*** INFORMATION SUPPLIED ***

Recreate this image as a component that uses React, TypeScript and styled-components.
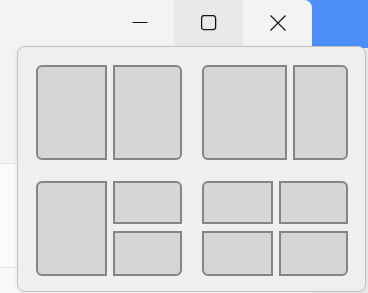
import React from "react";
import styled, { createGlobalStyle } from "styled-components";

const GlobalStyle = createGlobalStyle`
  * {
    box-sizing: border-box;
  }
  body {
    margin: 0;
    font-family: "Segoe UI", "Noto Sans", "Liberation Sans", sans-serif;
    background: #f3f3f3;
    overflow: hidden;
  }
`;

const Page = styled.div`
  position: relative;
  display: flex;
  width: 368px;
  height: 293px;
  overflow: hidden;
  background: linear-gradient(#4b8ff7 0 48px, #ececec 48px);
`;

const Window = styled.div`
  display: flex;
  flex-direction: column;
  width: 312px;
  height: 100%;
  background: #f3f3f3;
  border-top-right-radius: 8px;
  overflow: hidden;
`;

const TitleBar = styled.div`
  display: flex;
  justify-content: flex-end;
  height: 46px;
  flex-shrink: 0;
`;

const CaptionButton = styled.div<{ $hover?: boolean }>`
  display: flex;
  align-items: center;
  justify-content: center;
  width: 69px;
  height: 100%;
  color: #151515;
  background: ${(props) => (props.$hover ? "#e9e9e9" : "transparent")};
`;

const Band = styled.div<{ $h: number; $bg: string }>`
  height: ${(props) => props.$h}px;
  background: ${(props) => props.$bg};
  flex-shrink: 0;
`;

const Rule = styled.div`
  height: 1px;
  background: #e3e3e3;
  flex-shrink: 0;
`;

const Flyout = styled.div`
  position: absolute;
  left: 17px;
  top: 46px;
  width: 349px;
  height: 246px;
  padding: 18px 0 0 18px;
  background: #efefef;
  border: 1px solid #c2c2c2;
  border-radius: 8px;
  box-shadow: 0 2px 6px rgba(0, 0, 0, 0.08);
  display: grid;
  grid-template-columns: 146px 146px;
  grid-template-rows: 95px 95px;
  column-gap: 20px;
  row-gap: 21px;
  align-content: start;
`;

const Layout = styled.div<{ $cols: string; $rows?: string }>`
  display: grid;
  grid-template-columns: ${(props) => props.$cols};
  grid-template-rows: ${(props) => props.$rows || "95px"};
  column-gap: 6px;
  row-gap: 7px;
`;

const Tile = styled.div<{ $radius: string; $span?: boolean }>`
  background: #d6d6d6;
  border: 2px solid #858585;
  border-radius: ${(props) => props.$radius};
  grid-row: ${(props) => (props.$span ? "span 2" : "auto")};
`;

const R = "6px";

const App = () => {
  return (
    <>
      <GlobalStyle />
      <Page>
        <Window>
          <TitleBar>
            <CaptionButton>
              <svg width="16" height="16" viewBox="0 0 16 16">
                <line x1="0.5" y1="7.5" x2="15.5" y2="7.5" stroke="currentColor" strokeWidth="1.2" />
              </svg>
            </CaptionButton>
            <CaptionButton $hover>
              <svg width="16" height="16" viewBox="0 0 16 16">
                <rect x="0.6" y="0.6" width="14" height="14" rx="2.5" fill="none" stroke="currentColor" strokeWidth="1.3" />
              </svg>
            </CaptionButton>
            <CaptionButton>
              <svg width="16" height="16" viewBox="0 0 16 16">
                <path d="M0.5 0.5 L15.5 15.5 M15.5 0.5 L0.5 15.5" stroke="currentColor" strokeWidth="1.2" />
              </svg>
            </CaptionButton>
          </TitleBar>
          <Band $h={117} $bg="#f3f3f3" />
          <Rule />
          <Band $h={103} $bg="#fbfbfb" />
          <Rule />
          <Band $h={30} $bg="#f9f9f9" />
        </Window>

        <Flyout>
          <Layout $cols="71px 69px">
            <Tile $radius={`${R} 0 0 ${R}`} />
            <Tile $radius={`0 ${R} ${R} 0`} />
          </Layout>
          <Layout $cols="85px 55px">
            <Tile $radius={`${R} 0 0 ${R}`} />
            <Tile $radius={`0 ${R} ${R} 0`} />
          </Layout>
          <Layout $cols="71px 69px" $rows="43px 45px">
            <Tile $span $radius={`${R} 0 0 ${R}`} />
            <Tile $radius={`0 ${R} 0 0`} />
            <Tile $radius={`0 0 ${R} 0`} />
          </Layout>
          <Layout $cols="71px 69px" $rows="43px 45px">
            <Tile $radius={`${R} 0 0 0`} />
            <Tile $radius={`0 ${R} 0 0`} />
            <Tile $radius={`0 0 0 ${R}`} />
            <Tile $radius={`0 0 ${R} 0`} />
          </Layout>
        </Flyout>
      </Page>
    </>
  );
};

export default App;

***

EXERCISE ▸ Copy all the lines above that hold the string "React".

PROBLEM SOLUTION ▸
Recreate this image as a component that uses React, TypeScript and styled-components.
import React from "react";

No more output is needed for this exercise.